The EU launched a range of subsidies and other measures mandating the use of biofuels more than a decade ago, prompting a wave of investment in an industry that was generating revenues of €15bn by 2011.

But concerns that making fuel from crops would drive up food prices and boost demand for farm land, increasing the problem of deforestation, led politicians to rethink their policies three years ago.

A vote to limit crop-based biofuels is due in the European Parliament this week but Mr Sanchez said the long delays meant Abengoa had been forced to put plants on hold in Germany, France and the UK.

A similar lack of clarity was damaging other sectors such as solar power, he said, affecting renewable energy investment across Europe. Abengoa has biofuel, solar power and water treatment operations in more than 85 countries. It derives around 20 per cent of its revenues from Europe, down from more than 50 per cent a decade ago.

“It takes so long to approve and to agree anything and to send clear messages to industry, that people are investing elsewhere instead of investing in Europe,” he said.

“It’s a pity because from a technological point of view European companies are leading the race for clean energy,” he added.

Mr Sanchez said the company was aiming to expand in Africa, home to many of the 1.2bn people who lack access to electricity.

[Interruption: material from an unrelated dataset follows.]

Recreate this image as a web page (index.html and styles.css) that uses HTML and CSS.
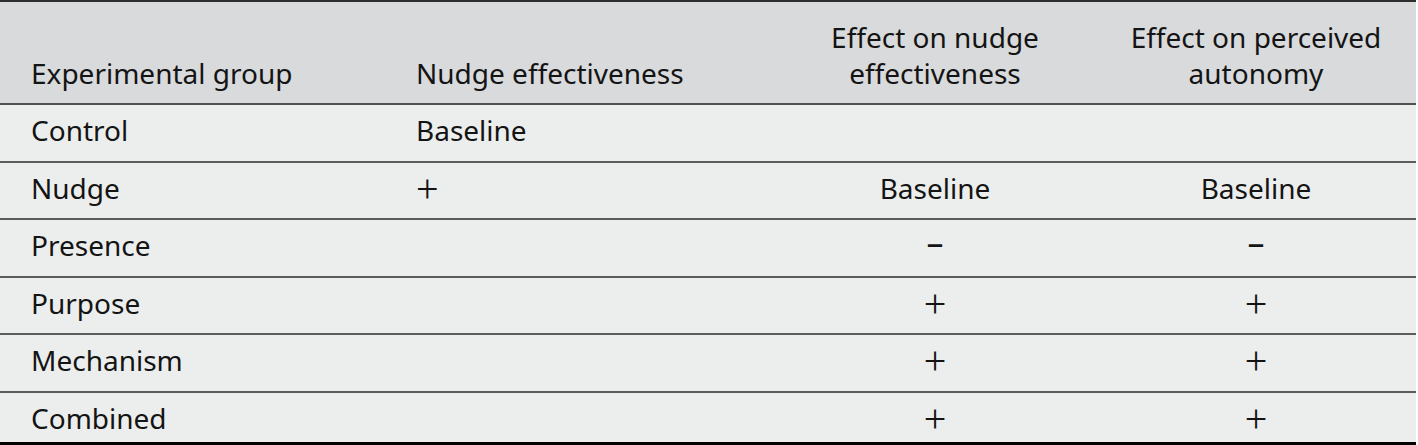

Until now, it has focused heavily on the US and Latin America, which account for about two-thirds of its revenues.

Renewables investment is already surging in countries such as South Africa, which launched an ambitious drive to build more green power plants nearly three years ago.

In the first quarter of this year, the country posted the strongest growth in renewables globally, with investment totalling $3.1bn from almost nothing in the same period a year earlier, according to the Bloomberg New Energy Finance research group.

Clean energy companies hope the falling costs of solar power in particular will enable poorer African countries to “leapfrog” expensive traditional power grids and build smaller renewable power networks, much as some countries skipped fixed-line telecoms networks and moved straight to mobile phones.